Work to be completed.
Repeat each line of the material below exactly as it appears, minus any pictures.

Data shown.
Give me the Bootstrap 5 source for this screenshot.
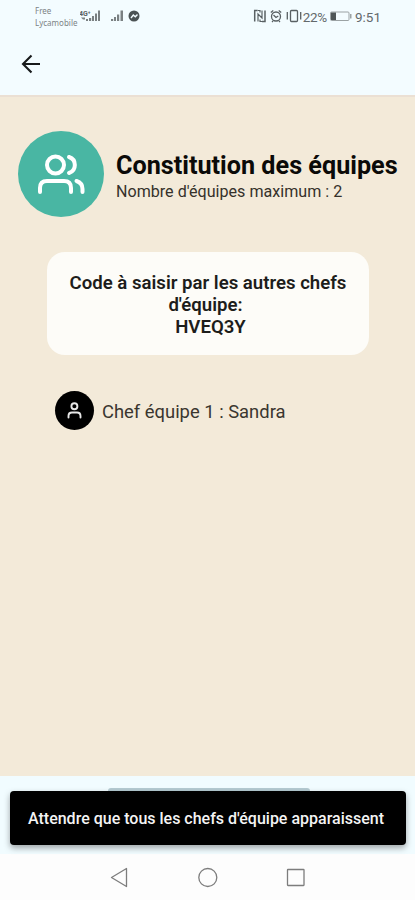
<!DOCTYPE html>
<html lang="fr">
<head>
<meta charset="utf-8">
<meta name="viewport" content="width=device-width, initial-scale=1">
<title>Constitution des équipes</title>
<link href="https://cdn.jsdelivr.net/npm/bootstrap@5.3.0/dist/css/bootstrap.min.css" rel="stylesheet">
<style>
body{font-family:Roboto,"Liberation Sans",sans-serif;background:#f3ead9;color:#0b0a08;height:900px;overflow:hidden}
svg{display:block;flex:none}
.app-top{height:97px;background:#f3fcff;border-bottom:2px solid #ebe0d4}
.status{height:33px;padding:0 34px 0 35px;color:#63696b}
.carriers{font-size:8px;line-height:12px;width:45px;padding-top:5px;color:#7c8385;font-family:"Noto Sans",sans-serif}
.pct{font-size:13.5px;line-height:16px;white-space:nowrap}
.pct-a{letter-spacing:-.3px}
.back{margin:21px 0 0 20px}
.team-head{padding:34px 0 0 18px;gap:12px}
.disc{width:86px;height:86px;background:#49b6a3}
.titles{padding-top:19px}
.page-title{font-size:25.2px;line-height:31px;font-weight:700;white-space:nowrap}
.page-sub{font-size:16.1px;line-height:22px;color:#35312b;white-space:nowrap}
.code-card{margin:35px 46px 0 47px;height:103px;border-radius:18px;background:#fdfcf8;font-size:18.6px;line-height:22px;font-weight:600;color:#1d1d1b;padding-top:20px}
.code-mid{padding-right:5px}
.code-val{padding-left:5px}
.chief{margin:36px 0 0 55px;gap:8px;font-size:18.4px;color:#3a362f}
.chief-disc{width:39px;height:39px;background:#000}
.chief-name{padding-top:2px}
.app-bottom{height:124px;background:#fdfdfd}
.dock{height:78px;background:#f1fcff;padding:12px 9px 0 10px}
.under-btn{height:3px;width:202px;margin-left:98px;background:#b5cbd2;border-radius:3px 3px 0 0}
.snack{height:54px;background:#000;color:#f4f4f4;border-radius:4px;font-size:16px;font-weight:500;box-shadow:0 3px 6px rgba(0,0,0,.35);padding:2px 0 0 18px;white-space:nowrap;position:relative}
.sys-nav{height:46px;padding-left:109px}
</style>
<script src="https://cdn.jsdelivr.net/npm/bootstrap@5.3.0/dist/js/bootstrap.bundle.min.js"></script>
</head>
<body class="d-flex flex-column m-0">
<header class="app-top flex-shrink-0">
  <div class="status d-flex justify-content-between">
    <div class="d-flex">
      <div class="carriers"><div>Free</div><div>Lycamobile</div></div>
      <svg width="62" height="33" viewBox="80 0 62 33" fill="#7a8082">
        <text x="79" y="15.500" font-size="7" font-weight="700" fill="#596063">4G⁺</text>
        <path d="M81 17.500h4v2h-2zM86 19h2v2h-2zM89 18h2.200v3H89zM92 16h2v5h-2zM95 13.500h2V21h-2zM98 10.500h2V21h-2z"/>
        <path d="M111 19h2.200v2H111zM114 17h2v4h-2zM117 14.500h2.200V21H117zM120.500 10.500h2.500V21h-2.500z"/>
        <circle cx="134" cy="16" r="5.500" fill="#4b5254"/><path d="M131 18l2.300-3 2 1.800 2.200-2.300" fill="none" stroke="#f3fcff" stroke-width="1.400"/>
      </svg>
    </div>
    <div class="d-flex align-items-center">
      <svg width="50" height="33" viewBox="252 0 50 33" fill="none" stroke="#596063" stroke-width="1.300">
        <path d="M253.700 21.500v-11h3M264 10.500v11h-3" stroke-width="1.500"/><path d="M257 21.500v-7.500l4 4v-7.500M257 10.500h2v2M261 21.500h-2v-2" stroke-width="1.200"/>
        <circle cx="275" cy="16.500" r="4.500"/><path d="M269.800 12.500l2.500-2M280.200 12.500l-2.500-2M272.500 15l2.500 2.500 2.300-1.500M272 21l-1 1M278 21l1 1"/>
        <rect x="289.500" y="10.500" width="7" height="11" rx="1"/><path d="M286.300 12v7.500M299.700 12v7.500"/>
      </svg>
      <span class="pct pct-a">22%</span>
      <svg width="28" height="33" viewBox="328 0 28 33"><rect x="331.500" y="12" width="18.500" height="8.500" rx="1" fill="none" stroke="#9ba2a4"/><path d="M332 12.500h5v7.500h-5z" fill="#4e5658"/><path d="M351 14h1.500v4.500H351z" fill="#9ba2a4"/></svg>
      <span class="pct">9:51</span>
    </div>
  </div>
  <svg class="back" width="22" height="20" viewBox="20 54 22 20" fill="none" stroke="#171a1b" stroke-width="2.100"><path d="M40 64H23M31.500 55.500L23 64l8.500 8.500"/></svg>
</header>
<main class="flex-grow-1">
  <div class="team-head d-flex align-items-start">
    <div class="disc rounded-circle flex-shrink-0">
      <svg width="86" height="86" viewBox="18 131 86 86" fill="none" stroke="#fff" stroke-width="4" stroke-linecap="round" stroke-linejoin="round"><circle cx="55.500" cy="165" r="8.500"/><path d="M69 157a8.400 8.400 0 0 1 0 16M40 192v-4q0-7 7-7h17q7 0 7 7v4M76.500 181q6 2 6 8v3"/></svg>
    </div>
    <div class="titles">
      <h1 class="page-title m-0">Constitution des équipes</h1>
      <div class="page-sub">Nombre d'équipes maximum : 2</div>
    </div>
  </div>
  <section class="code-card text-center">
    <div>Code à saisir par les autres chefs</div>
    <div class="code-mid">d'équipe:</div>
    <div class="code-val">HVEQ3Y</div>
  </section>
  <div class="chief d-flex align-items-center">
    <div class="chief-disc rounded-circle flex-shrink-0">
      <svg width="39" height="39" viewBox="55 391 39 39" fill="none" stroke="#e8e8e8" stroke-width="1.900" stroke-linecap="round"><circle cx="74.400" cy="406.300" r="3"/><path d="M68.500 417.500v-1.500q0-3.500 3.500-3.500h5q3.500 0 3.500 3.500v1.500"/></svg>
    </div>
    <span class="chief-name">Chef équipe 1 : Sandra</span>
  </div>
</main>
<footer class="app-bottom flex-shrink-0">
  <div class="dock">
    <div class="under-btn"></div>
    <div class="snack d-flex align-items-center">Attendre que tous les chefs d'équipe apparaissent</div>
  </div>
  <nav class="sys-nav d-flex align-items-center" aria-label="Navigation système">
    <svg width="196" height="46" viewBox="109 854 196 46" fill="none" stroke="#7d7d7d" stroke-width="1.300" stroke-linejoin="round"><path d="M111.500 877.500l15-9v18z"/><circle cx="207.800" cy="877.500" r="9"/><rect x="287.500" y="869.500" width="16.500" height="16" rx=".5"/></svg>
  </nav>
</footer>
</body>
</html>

Answer for the task.
Give me the Bootstrap 5 source for this screenshot.
<!DOCTYPE html>
<html lang="fr">
<head>
<meta charset="utf-8">
<meta name="viewport" content="width=device-width, initial-scale=1">
<title>Constitution des équipes</title>
<link href="https://cdn.jsdelivr.net/npm/bootstrap@5.3.0/dist/css/bootstrap.min.css" rel="stylesheet">
<style>
body{font-family:Roboto,"Liberation Sans",sans-serif;background:#f3ead9;color:#0b0a08;height:900px;overflow:hidden}
svg{display:block;flex:none}
.app-top{height:97px;background:#f3fcff;border-bottom:2px solid #ebe0d4}
.status{height:33px;padding:0 34px 0 35px;color:#63696b}
.carriers{font-size:8px;line-height:12px;width:45px;padding-top:5px;color:#7c8385;font-family:"Noto Sans",sans-serif}
.pct{font-size:13.5px;line-height:16px;white-space:nowrap}
.pct-a{letter-spacing:-.3px}
.back{margin:21px 0 0 20px}
.team-head{padding:34px 0 0 18px;gap:12px}
.disc{width:86px;height:86px;background:#49b6a3}
.titles{padding-top:19px}
.page-title{font-size:25.2px;line-height:31px;font-weight:700;white-space:nowrap}
.page-sub{font-size:16.1px;line-height:22px;color:#35312b;white-space:nowrap}
.code-card{margin:35px 46px 0 47px;height:103px;border-radius:18px;background:#fdfcf8;font-size:18.6px;line-height:22px;font-weight:600;color:#1d1d1b;padding-top:20px}
.code-mid{padding-right:5px}
.code-val{padding-left:5px}
.chief{margin:36px 0 0 55px;gap:8px;font-size:18.4px;color:#3a362f}
.chief-disc{width:39px;height:39px;background:#000}
.chief-name{padding-top:2px}
.app-bottom{height:124px;background:#fdfdfd}
.dock{height:78px;background:#f1fcff;padding:12px 9px 0 10px}
.under-btn{height:3px;width:202px;margin-left:98px;background:#b5cbd2;border-radius:3px 3px 0 0}
.snack{height:54px;background:#000;color:#f4f4f4;border-radius:4px;font-size:16px;font-weight:500;box-shadow:0 3px 6px rgba(0,0,0,.35);padding:2px 0 0 18px;white-space:nowrap;position:relative}
.sys-nav{height:46px;padding-left:109px}
</style>
<script src="https://cdn.jsdelivr.net/npm/bootstrap@5.3.0/dist/js/bootstrap.bundle.min.js"></script>
</head>
<body class="d-flex flex-column m-0">
<header class="app-top flex-shrink-0">
  <div class="status d-flex justify-content-between">
    <div class="d-flex">
      <div class="carriers"><div>Free</div><div>Lycamobile</div></div>
      <svg width="62" height="33" viewBox="80 0 62 33" fill="#7a8082">
        <text x="79" y="15.500" font-size="7" font-weight="700" fill="#596063">4G⁺</text>
        <path d="M81 17.500h4v2h-2zM86 19h2v2h-2zM89 18h2.200v3H89zM92 16h2v5h-2zM95 13.500h2V21h-2zM98 10.500h2V21h-2z"/>
        <path d="M111 19h2.200v2H111zM114 17h2v4h-2zM117 14.500h2.200V21H117zM120.500 10.500h2.500V21h-2.500z"/>
        <circle cx="134" cy="16" r="5.500" fill="#4b5254"/><path d="M131 18l2.300-3 2 1.800 2.200-2.300" fill="none" stroke="#f3fcff" stroke-width="1.400"/>
      </svg>
    </div>
    <div class="d-flex align-items-center">
      <svg width="50" height="33" viewBox="252 0 50 33" fill="none" stroke="#596063" stroke-width="1.300">
        <path d="M253.700 21.500v-11h3M264 10.500v11h-3" stroke-width="1.500"/><path d="M257 21.500v-7.500l4 4v-7.500M257 10.500h2v2M261 21.500h-2v-2" stroke-width="1.200"/>
        <circle cx="275" cy="16.500" r="4.500"/><path d="M269.800 12.500l2.500-2M280.200 12.500l-2.500-2M272.500 15l2.500 2.500 2.300-1.500M272 21l-1 1M278 21l1 1"/>
        <rect x="289.500" y="10.500" width="7" height="11" rx="1"/><path d="M286.300 12v7.500M299.700 12v7.500"/>
      </svg>
      <span class="pct pct-a">22%</span>
      <svg width="28" height="33" viewBox="328 0 28 33"><rect x="331.500" y="12" width="18.500" height="8.500" rx="1" fill="none" stroke="#9ba2a4"/><path d="M332 12.500h5v7.500h-5z" fill="#4e5658"/><path d="M351 14h1.500v4.500H351z" fill="#9ba2a4"/></svg>
      <span class="pct">9:51</span>
    </div>
  </div>
  <svg class="back" width="22" height="20" viewBox="20 54 22 20" fill="none" stroke="#171a1b" stroke-width="2.100"><path d="M40 64H23M31.500 55.500L23 64l8.500 8.500"/></svg>
</header>
<main class="flex-grow-1">
  <div class="team-head d-flex align-items-start">
    <div class="disc rounded-circle flex-shrink-0">
      <svg width="86" height="86" viewBox="18 131 86 86" fill="none" stroke="#fff" stroke-width="4" stroke-linecap="round" stroke-linejoin="round"><circle cx="55.500" cy="165" r="8.500"/><path d="M69 157a8.400 8.400 0 0 1 0 16M40 192v-4q0-7 7-7h17q7 0 7 7v4M76.500 181q6 2 6 8v3"/></svg>
    </div>
    <div class="titles">
      <h1 class="page-title m-0">Constitution des équipes</h1>
      <div class="page-sub">Nombre d'équipes maximum : 2</div>
    </div>
  </div>
  <section class="code-card text-center">
    <div>Code à saisir par les autres chefs</div>
    <div class="code-mid">d'équipe:</div>
    <div class="code-val">HVEQ3Y</div>
  </section>
  <div class="chief d-flex align-items-center">
    <div class="chief-disc rounded-circle flex-shrink-0">
      <svg width="39" height="39" viewBox="55 391 39 39" fill="none" stroke="#e8e8e8" stroke-width="1.900" stroke-linecap="round"><circle cx="74.400" cy="406.300" r="3"/><path d="M68.500 417.500v-1.500q0-3.500 3.500-3.500h5q3.500 0 3.500 3.500v1.500"/></svg>
    </div>
    <span class="chief-name">Chef équipe 1 : Sandra</span>
  </div>
</main>
<footer class="app-bottom flex-shrink-0">
  <div class="dock">
    <div class="under-btn"></div>
    <div class="snack d-flex align-items-center">Attendre que tous les chefs d'équipe apparaissent</div>
  </div>
  <nav class="sys-nav d-flex align-items-center" aria-label="Navigation système">
    <svg width="196" height="46" viewBox="109 854 196 46" fill="none" stroke="#7d7d7d" stroke-width="1.300" stroke-linejoin="round"><path d="M111.500 877.500l15-9v18z"/><circle cx="207.800" cy="877.500" r="9"/><rect x="287.500" y="869.500" width="16.500" height="16" rx=".5"/></svg>
  </nav>
</footer>
</body>
</html>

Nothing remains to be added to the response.